#### [Material provided]
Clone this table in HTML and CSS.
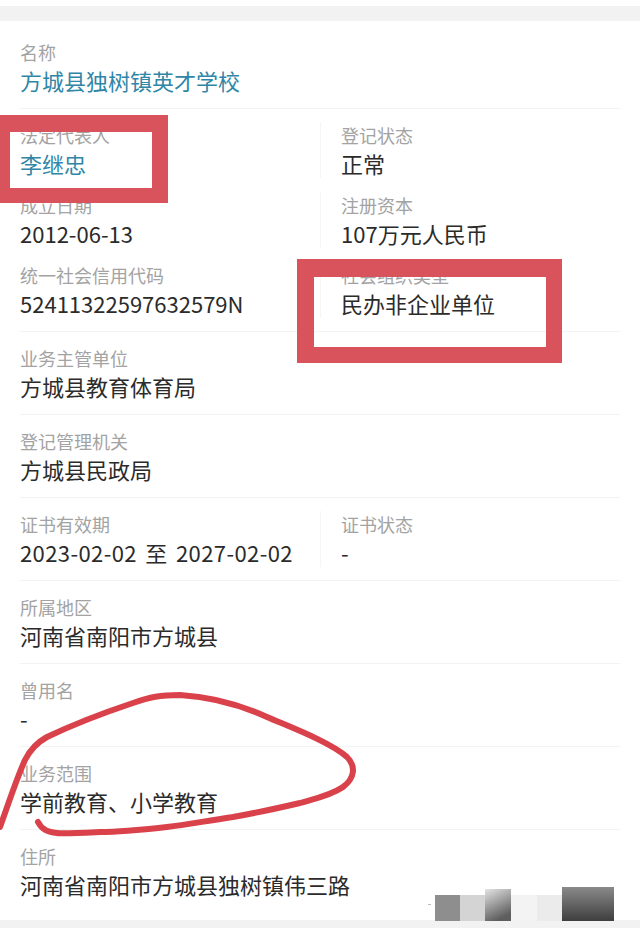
FILE: index.html
```html
<!DOCTYPE html>
<html lang="zh-CN">
<head>
  <meta charset="UTF-8">
  <meta name="viewport" content="width=device-width, initial-scale=1.0">
  <title>社会组织信息</title>
  <link rel="stylesheet" href="styles.css">
</head>
<body>
  <div class="page">
    <div class="topbar"></div>
    <div class="card">
      <div class="section">
        <div class="item">
          <p class="label">名称</p>
          <p class="value blue">方城县独树镇英才学校</p>
        </div>
      </div>
      <div class="section grid">
        <div class="item">
          <p class="label">法定代表人</p>
          <p class="value blue">李继忠</p>
        </div>
        <div class="item right">
          <p class="label">登记状态</p>
          <p class="value">正常</p>
        </div>
        <div class="item">
          <p class="label">成立日期</p>
          <p class="value">2012-06-13</p>
        </div>
        <div class="item right">
          <p class="label">注册资本</p>
          <p class="value">107万元人民币</p>
        </div>
        <div class="item">
          <p class="label">统一社会信用代码</p>
          <p class="value">52411322597632579N</p>
        </div>
        <div class="item right">
          <p class="label">社会组织类型</p>
          <p class="value">民办非企业单位</p>
        </div>
      </div>
      <div class="section">
        <div class="item">
          <p class="label">业务主管单位</p>
          <p class="value">方城县教育体育局</p>
        </div>
      </div>
      <div class="section">
        <div class="item">
          <p class="label">登记管理机关</p>
          <p class="value">方城县民政局</p>
        </div>
      </div>
      <div class="section grid">
        <div class="item">
          <p class="label">证书有效期</p>
          <p class="value range">2023-02-02 至 2027-02-02</p>
        </div>
        <div class="item right">
          <p class="label">证书状态</p>
          <p class="value">-</p>
        </div>
      </div>
      <div class="section">
        <div class="item">
          <p class="label">所属地区</p>
          <p class="value">河南省南阳市方城县</p>
        </div>
      </div>
      <div class="section">
        <div class="item">
          <p class="label">曾用名</p>
          <p class="value">-</p>
        </div>
      </div>
      <div class="section">
        <div class="item">
          <p class="label">业务范围</p>
          <p class="value">学前教育、小学教育</p>
        </div>
      </div>
      <div class="section last">
        <div class="item">
          <p class="label">住所</p>
          <p class="value">河南省南阳市方城县独树镇伟三路</p>
        </div>
      </div>
    </div>
    <div class="bottombar"></div>

    <!-- 截图上的红色标注 -->
    <svg class="marks" width="640" height="928" viewBox="0 0 640 928">
      <defs>
        <linearGradient id="g1" x1="0" y1="0" x2="0.4" y2="1">
          <stop offset="0" stop-color="#e4e4e4"/>
          <stop offset="1" stop-color="#5e5e5e"/>
        </linearGradient>
        <linearGradient id="g2" x1="0" y1="0" x2="0" y2="1">
          <stop offset="0" stop-color="#8a8a8a"/>
          <stop offset="1" stop-color="#3e3e3e"/>
        </linearGradient>
      </defs>
      <path class="box" fill-rule="evenodd" d="M0 115H168V203H0Z M10 132V188H152V132Z"/>
      <path class="box" fill-rule="evenodd" d="M297 259H562V363H297Z M314 277V347H546V277Z"/>
      <path class="circle" d="M0 827 C8 805 16 780 25 760 C30 750 36 743 47 737 C70 726 100 714 133 703 C150 697 160 695 180 695 C215 697 245 707 267 717 C290 727 330 742 347 757 C356 766 355 778 343 787 C330 796 310 800 300 803 C270 810 250 814 233 817 C200 822 185 825 167 827 C140 830 120 832 100 832 C80 833 62 834 57 833 C48 832 42 830 38 822"/>
      <rect x="428" y="904" width="3" height="1" fill="#bbb"/>
      <rect x="435" y="895" width="25" height="26" fill="#8e8e8e"/>
      <rect x="460" y="895" width="25" height="26" fill="#d4d4d4"/>
      <rect x="485" y="889" width="26" height="32" fill="url(#g1)"/>
      <rect x="511" y="895" width="26" height="26" fill="#f3f3f3"/>
      <rect x="537" y="895" width="25" height="26" fill="#ebebeb"/>
      <rect x="562" y="887" width="52" height="34" fill="url(#g2)"/>
    </svg>
  </div>
</body>
</html>
```

FILE: styles.css
```css
*{
  margin: 0;
  padding: 0;
  box-sizing: border-box;
}
body{
  background: #fff;
  font-family: "Noto Sans CJK SC", "Noto Sans", sans-serif;
}
.page{
  position: relative;
  width: 640px;
  height: 928px;
  overflow: hidden;
  display: flex;
  flex-direction: column;
}
.topbar{
  height: 15px;
  margin-top: 6px;
  background: #f2f2f2;
}
.card{
  flex: 1;
  padding: 5px 20px 0 20px;
  background: #fff;
}
.section{
  padding: 13px 0;
  border-bottom: 1px solid #f3f3f3;
}
.section.last{
  border-bottom: none;
}
.grid{
  display: grid;
  grid-template-columns: 300px 300px;
  row-gap: 14px;
}
.item{
  height: 56px;
}
.item.right{
  padding-left: 20px;
  border-left: 1px solid #f5f5f5;
}
.label{
  font-size: 18px;
  line-height: 26px;
  color: #a3a3a3;
}
.value{
  font-size: 22px;
  line-height: 30px;
  color: #2b2b2b;
  white-space: nowrap;
}
.range{
  letter-spacing: 0.4px;
  word-spacing: 3px;
}
.blue{
  color: #2f86a6;
}
.bottombar{
  height: 8px;
  background: #f2f2f2;
}
.marks{
  position: absolute;
  top: 0;
  left: 0;
  pointer-events: none;
}
.box{
  fill: #d9535c;
}
.circle{
  fill: none;
  stroke: #d9424b;
  stroke-width: 6;
  stroke-linecap: round;
  stroke-linejoin: round;
}
```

#### [Problem requirements]
Return to the listing above and set it down exactly, leaving out its pictures.

#### [Response to the exercise]
Clone this table in HTML and CSS.
FILE: index.html
```html
<!DOCTYPE html>
<html lang="zh-CN">
<head>
  <meta charset="UTF-8">
  <meta name="viewport" content="width=device-width, initial-scale=1.0">
  <title>社会组织信息</title>
  <link rel="stylesheet" href="styles.css">
</head>
<body>
  <div class="page">
    <div class="topbar"></div>
    <div class="card">
      <div class="section">
        <div class="item">
          <p class="label">名称</p>
          <p class="value blue">方城县独树镇英才学校</p>
        </div>
      </div>
      <div class="section grid">
        <div class="item">
          <p class="label">法定代表人</p>
          <p class="value blue">李继忠</p>
        </div>
        <div class="item right">
          <p class="label">登记状态</p>
          <p class="value">正常</p>
        </div>
        <div class="item">
          <p class="label">成立日期</p>
          <p class="value">2012-06-13</p>
        </div>
        <div class="item right">
          <p class="label">注册资本</p>
          <p class="value">107万元人民币</p>
        </div>
        <div class="item">
          <p class="label">统一社会信用代码</p>
          <p class="value">52411322597632579N</p>
        </div>
        <div class="item right">
          <p class="label">社会组织类型</p>
          <p class="value">民办非企业单位</p>
        </div>
      </div>
      <div class="section">
        <div class="item">
          <p class="label">业务主管单位</p>
          <p class="value">方城县教育体育局</p>
        </div>
      </div>
      <div class="section">
        <div class="item">
          <p class="label">登记管理机关</p>
          <p class="value">方城县民政局</p>
        </div>
      </div>
      <div class="section grid">
        <div class="item">
          <p class="label">证书有效期</p>
          <p class="value range">2023-02-02 至 2027-02-02</p>
        </div>
        <div class="item right">
          <p class="label">证书状态</p>
          <p class="value">-</p>
        </div>
      </div>
      <div class="section">
        <div class="item">
          <p class="label">所属地区</p>
          <p class="value">河南省南阳市方城县</p>
        </div>
      </div>
      <div class="section">
        <div class="item">
          <p class="label">曾用名</p>
          <p class="value">-</p>
        </div>
      </div>
      <div class="section">
        <div class="item">
          <p class="label">业务范围</p>
          <p class="value">学前教育、小学教育</p>
        </div>
      </div>
      <div class="section last">
        <div class="item">
          <p class="label">住所</p>
          <p class="value">河南省南阳市方城县独树镇伟三路</p>
        </div>
      </div>
    </div>
    <div class="bottombar"></div>

    <!-- 截图上的红色标注 -->
    <svg class="marks" width="640" height="928" viewBox="0 0 640 928">
      <defs>
        <linearGradient id="g1" x1="0" y1="0" x2="0.4" y2="1">
          <stop offset="0" stop-color="#e4e4e4"/>
          <stop offset="1" stop-color="#5e5e5e"/>
        </linearGradient>
        <linearGradient id="g2" x1="0" y1="0" x2="0" y2="1">
          <stop offset="0" stop-color="#8a8a8a"/>
          <stop offset="1" stop-color="#3e3e3e"/>
        </linearGradient>
      </defs>
      <path class="box" fill-rule="evenodd" d="M0 115H168V203H0Z M10 132V188H152V132Z"/>
      <path class="box" fill-rule="evenodd" d="M297 259H562V363H297Z M314 277V347H546V277Z"/>
      <path class="circle" d="M0 827 C8 805 16 780 25 760 C30 750 36 743 47 737 C70 726 100 714 133 703 C150 697 160 695 180 695 C215 697 245 707 267 717 C290 727 330 742 347 757 C356 766 355 778 343 787 C330 796 310 800 300 803 C270 810 250 814 233 817 C200 822 185 825 167 827 C140 830 120 832 100 832 C80 833 62 834 57 833 C48 832 42 830 38 822"/>
      <rect x="428" y="904" width="3" height="1" fill="#bbb"/>
      <rect x="435" y="895" width="25" height="26" fill="#8e8e8e"/>
      <rect x="460" y="895" width="25" height="26" fill="#d4d4d4"/>
      <rect x="485" y="889" width="26" height="32" fill="url(#g1)"/>
      <rect x="511" y="895" width="26" height="26" fill="#f3f3f3"/>
      <rect x="537" y="895" width="25" height="26" fill="#ebebeb"/>
      <rect x="562" y="887" width="52" height="34" fill="url(#g2)"/>
    </svg>
  </div>
</body>
</html>
```

FILE: styles.css
```css
*{
  margin: 0;
  padding: 0;
  box-sizing: border-box;
}
body{
  background: #fff;
  font-family: "Noto Sans CJK SC", "Noto Sans", sans-serif;
}
.page{
  position: relative;
  width: 640px;
  height: 928px;
  overflow: hidden;
  display: flex;
  flex-direction: column;
}
.topbar{
  height: 15px;
  margin-top: 6px;
  background: #f2f2f2;
}
.card{
  flex: 1;
  padding: 5px 20px 0 20px;
  background: #fff;
}
.section{
  padding: 13px 0;
  border-bottom: 1px solid #f3f3f3;
}
.section.last{
  border-bottom: none;
}
.grid{
  display: grid;
  grid-template-columns: 300px 300px;
  row-gap: 14px;
}
.item{
  height: 56px;
}
.item.right{
  padding-left: 20px;
  border-left: 1px solid #f5f5f5;
}
.label{
  font-size: 18px;
  line-height: 26px;
  color: #a3a3a3;
}
.value{
  font-size: 22px;
  line-height: 30px;
  color: #2b2b2b;
  white-space: nowrap;
}
.range{
  letter-spacing: 0.4px;
  word-spacing: 3px;
}
.blue{
  color: #2f86a6;
}
.bottombar{
  height: 8px;
  background: #f2f2f2;
}
.marks{
  position: absolute;
  top: 0;
  left: 0;
  pointer-events: none;
}
.box{
  fill: #d9535c;
}
.circle{
  fill: none;
  stroke: #d9424b;
  stroke-width: 6;
  stroke-linecap: round;
  stroke-linejoin: round;
}
```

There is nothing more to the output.